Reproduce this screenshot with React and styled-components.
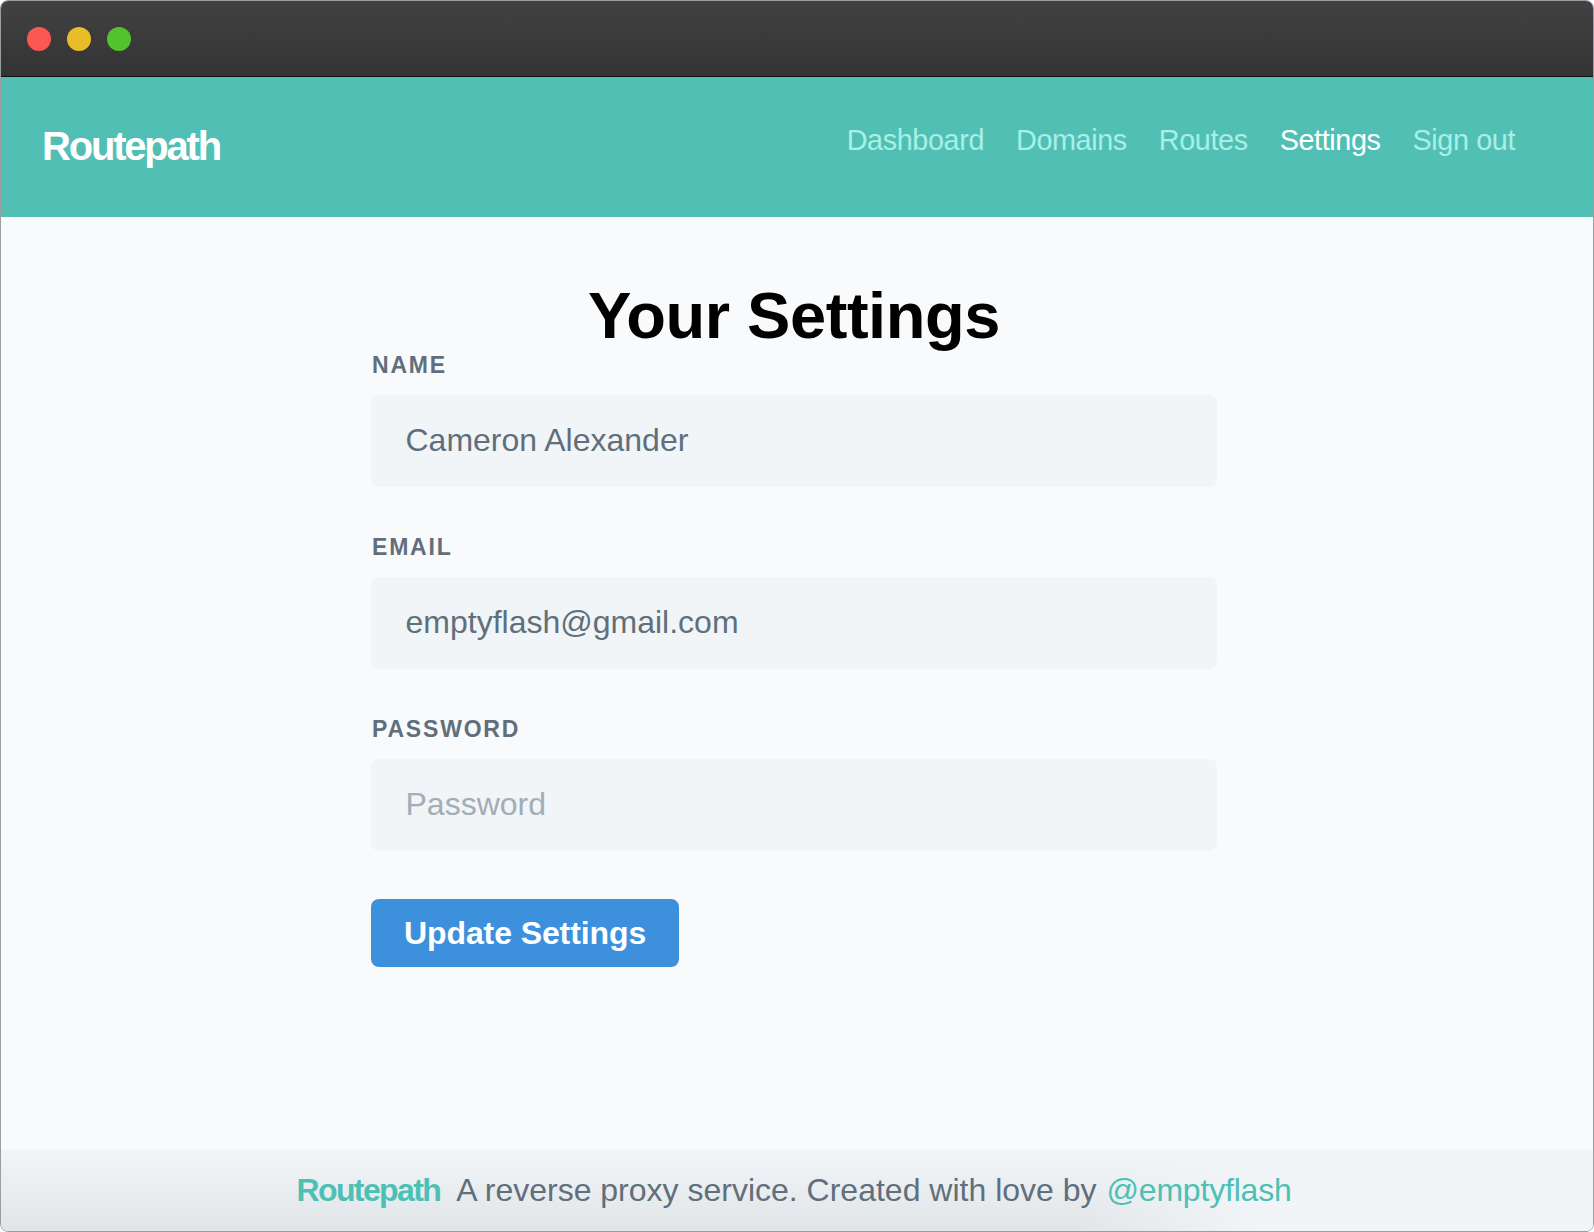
import React from "react";
import styled, { createGlobalStyle } from "styled-components";

const GlobalStyle = createGlobalStyle`
  html, body {
    margin: 0;
    padding: 0;
    background: #ffffff;
  }
  * {
    box-sizing: border-box;
  }
`;

function App() {
  return (
    <>
      <GlobalStyle />
      <Window>
        <TitleBar>
          <Dot color="#fc5753" />
          <Dot color="#e8bd29" />
          <Dot color="#53c22c" />
        </TitleBar>
        <Header>
          <Logo>Routepath</Logo>
          <Nav>
            <NavLink>Dashboard</NavLink>
            <NavLink>Domains</NavLink>
            <NavLink>Routes</NavLink>
            <NavLink $active>Settings</NavLink>
            <NavLink>Sign out</NavLink>
          </Nav>
        </Header>
        <Main>
          <Title>Your Settings</Title>
          <Form>
            <Field>
              <Label>Name</Label>
              <Input defaultValue="Cameron Alexander" />
            </Field>
            <Field>
              <Label>Email</Label>
              <Input defaultValue="emptyflash@gmail.com" />
            </Field>
            <Field>
              <Label>Password</Label>
              <Input type="password" placeholder="Password" />
            </Field>
            <SubmitButton type="button">Update Settings</SubmitButton>
          </Form>
        </Main>
        <Footer>
          <FooterBrand>Routepath</FooterBrand>
          <FooterText>A reverse proxy service. Created with love by</FooterText>
          <FooterLink>@emptyflash</FooterLink>
        </Footer>
      </Window>
    </>
  );
}

const Window = styled.div`
  display: flex;
  flex-direction: column;
  width: 1594px;
  height: 1232px;
  overflow: hidden;
  background: #f8fafc;
  border: 1px solid #9a9ea3;
  border-radius: 8px;
  font-family: "Liberation Sans", Arial, sans-serif;
`;

const TitleBar = styled.div`
  display: flex;
  align-items: center;
  gap: 16px;
  flex: none;
  height: 76px;
  padding: 0 0 0 26px;
  background: linear-gradient(#424242, #333333);
  border-bottom: 1px solid #111111;
`;

const Dot = styled.span`
  width: 24px;
  height: 24px;
  border-radius: 50%;
  background: ${(p) => p.color};
`;

const Header = styled.header`
  display: flex;
  justify-content: space-between;
  align-items: center;
  flex: none;
  height: 140px;
  padding: 0 78px 0 41px;
  background: #52bfb5;
`;

const Logo = styled.div`
  margin-top: -2px;
  color: #ffffff;
  font-size: 40px;
  font-weight: 700;
  letter-spacing: -2.2px;
`;

const Nav = styled.nav`
  display: flex;
  gap: 32px;
  margin-bottom: 14px;
`;

const NavLink = styled.a`
  color: ${(p) => (p.$active ? "#ffffff" : "#a6f0e6")};
  font-size: 28.8px;
  letter-spacing: -0.4px;
`;

const Main = styled.main`
  display: flex;
  flex-direction: column;
  align-items: center;
  flex: 1;
  padding: 63px 6px 0 0;
`;

const Title = styled.h1`
  margin: 0;
  color: #000000;
  font-size: 65px;
  font-weight: 700;
  line-height: 72px;
  letter-spacing: -0.45px;
`;

const Form = styled.form`
  width: 846px;
`;

const Field = styled.div`
  margin-bottom: 47px;
`;

const Label = styled.label`
  display: block;
  margin-bottom: 17px;
  padding-left: 1px;
  color: #606f7b;
  font-size: 23px;
  font-weight: 700;
  line-height: 26px;
  letter-spacing: 1.8px;
  text-transform: uppercase;
`;

const Input = styled.input`
  display: block;
  width: 100%;
  height: 92px;
  padding: 0 34px 2px 34.5px;
  background: #f1f5f8;
  border: none;
  border-radius: 8px;
  color: #606f7b;
  font-family: inherit;
  font-size: 32px;
  outline: none;

  &::placeholder {
    color: #a3adb5;
    opacity: 1;
  }
`;

const SubmitButton = styled.button`
  display: block;
  height: 68px;
  margin-top: 48px;
  padding: 0 33px;
  background: #3d90dc;
  border: none;
  border-radius: 8px;
  color: #ffffff;
  font-family: inherit;
  font-size: 32px;
  font-weight: 700;
  letter-spacing: -0.1px;
`;

const Footer = styled.footer`
  display: flex;
  justify-content: center;
  align-items: center;
  gap: 16px;
  flex: none;
  height: 82px;
  padding-right: 6px;
  background:
    linear-gradient(to right, transparent 1080px, #f1f5f8 1260px),
    linear-gradient(#f1f5f8, #e2e5e8);
  font-size: 32px;
`;

const FooterBrand = styled.span`
  color: #4dc0b5;
  font-weight: 700;
  letter-spacing: -1.6px;
`;

const FooterText = styled.span`
  color: #606f7b;
`;

const FooterLink = styled.a`
  margin-left: -6px;
  color: #4dc0b5;
  letter-spacing: -0.2px;
`;

export default App;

• _STATED EXERCISE_
Make an exact copy of the data above, pictures excluded.

• _THE REPLY_
Reproduce this screenshot with React and styled-components.
import React from "react";
import styled, { createGlobalStyle } from "styled-components";

const GlobalStyle = createGlobalStyle`
  html, body {
    margin: 0;
    padding: 0;
    background: #ffffff;
  }
  * {
    box-sizing: border-box;
  }
`;

function App() {
  return (
    <>
      <GlobalStyle />
      <Window>
        <TitleBar>
          <Dot color="#fc5753" />
          <Dot color="#e8bd29" />
          <Dot color="#53c22c" />
        </TitleBar>
        <Header>
          <Logo>Routepath</Logo>
          <Nav>
            <NavLink>Dashboard</NavLink>
            <NavLink>Domains</NavLink>
            <NavLink>Routes</NavLink>
            <NavLink $active>Settings</NavLink>
            <NavLink>Sign out</NavLink>
          </Nav>
        </Header>
        <Main>
          <Title>Your Settings</Title>
          <Form>
            <Field>
              <Label>Name</Label>
              <Input defaultValue="Cameron Alexander" />
            </Field>
            <Field>
              <Label>Email</Label>
              <Input defaultValue="emptyflash@gmail.com" />
            </Field>
            <Field>
              <Label>Password</Label>
              <Input type="password" placeholder="Password" />
            </Field>
            <SubmitButton type="button">Update Settings</SubmitButton>
          </Form>
        </Main>
        <Footer>
          <FooterBrand>Routepath</FooterBrand>
          <FooterText>A reverse proxy service. Created with love by</FooterText>
          <FooterLink>@emptyflash</FooterLink>
        </Footer>
      </Window>
    </>
  );
}

const Window = styled.div`
  display: flex;
  flex-direction: column;
  width: 1594px;
  height: 1232px;
  overflow: hidden;
  background: #f8fafc;
  border: 1px solid #9a9ea3;
  border-radius: 8px;
  font-family: "Liberation Sans", Arial, sans-serif;
`;

const TitleBar = styled.div`
  display: flex;
  align-items: center;
  gap: 16px;
  flex: none;
  height: 76px;
  padding: 0 0 0 26px;
  background: linear-gradient(#424242, #333333);
  border-bottom: 1px solid #111111;
`;

const Dot = styled.span`
  width: 24px;
  height: 24px;
  border-radius: 50%;
  background: ${(p) => p.color};
`;

const Header = styled.header`
  display: flex;
  justify-content: space-between;
  align-items: center;
  flex: none;
  height: 140px;
  padding: 0 78px 0 41px;
  background: #52bfb5;
`;

const Logo = styled.div`
  margin-top: -2px;
  color: #ffffff;
  font-size: 40px;
  font-weight: 700;
  letter-spacing: -2.2px;
`;

const Nav = styled.nav`
  display: flex;
  gap: 32px;
  margin-bottom: 14px;
`;

const NavLink = styled.a`
  color: ${(p) => (p.$active ? "#ffffff" : "#a6f0e6")};
  font-size: 28.8px;
  letter-spacing: -0.4px;
`;

const Main = styled.main`
  display: flex;
  flex-direction: column;
  align-items: center;
  flex: 1;
  padding: 63px 6px 0 0;
`;

const Title = styled.h1`
  margin: 0;
  color: #000000;
  font-size: 65px;
  font-weight: 700;
  line-height: 72px;
  letter-spacing: -0.45px;
`;

const Form = styled.form`
  width: 846px;
`;

const Field = styled.div`
  margin-bottom: 47px;
`;

const Label = styled.label`
  display: block;
  margin-bottom: 17px;
  padding-left: 1px;
  color: #606f7b;
  font-size: 23px;
  font-weight: 700;
  line-height: 26px;
  letter-spacing: 1.8px;
  text-transform: uppercase;
`;

const Input = styled.input`
  display: block;
  width: 100%;
  height: 92px;
  padding: 0 34px 2px 34.5px;
  background: #f1f5f8;
  border: none;
  border-radius: 8px;
  color: #606f7b;
  font-family: inherit;
  font-size: 32px;
  outline: none;

  &::placeholder {
    color: #a3adb5;
    opacity: 1;
  }
`;

const SubmitButton = styled.button`
  display: block;
  height: 68px;
  margin-top: 48px;
  padding: 0 33px;
  background: #3d90dc;
  border: none;
  border-radius: 8px;
  color: #ffffff;
  font-family: inherit;
  font-size: 32px;
  font-weight: 700;
  letter-spacing: -0.1px;
`;

const Footer = styled.footer`
  display: flex;
  justify-content: center;
  align-items: center;
  gap: 16px;
  flex: none;
  height: 82px;
  padding-right: 6px;
  background:
    linear-gradient(to right, transparent 1080px, #f1f5f8 1260px),
    linear-gradient(#f1f5f8, #e2e5e8);
  font-size: 32px;
`;

const FooterBrand = styled.span`
  color: #4dc0b5;
  font-weight: 700;
  letter-spacing: -1.6px;
`;

const FooterText = styled.span`
  color: #606f7b;
`;

const FooterLink = styled.a`
  margin-left: -6px;
  color: #4dc0b5;
  letter-spacing: -0.2px;
`;

export default App;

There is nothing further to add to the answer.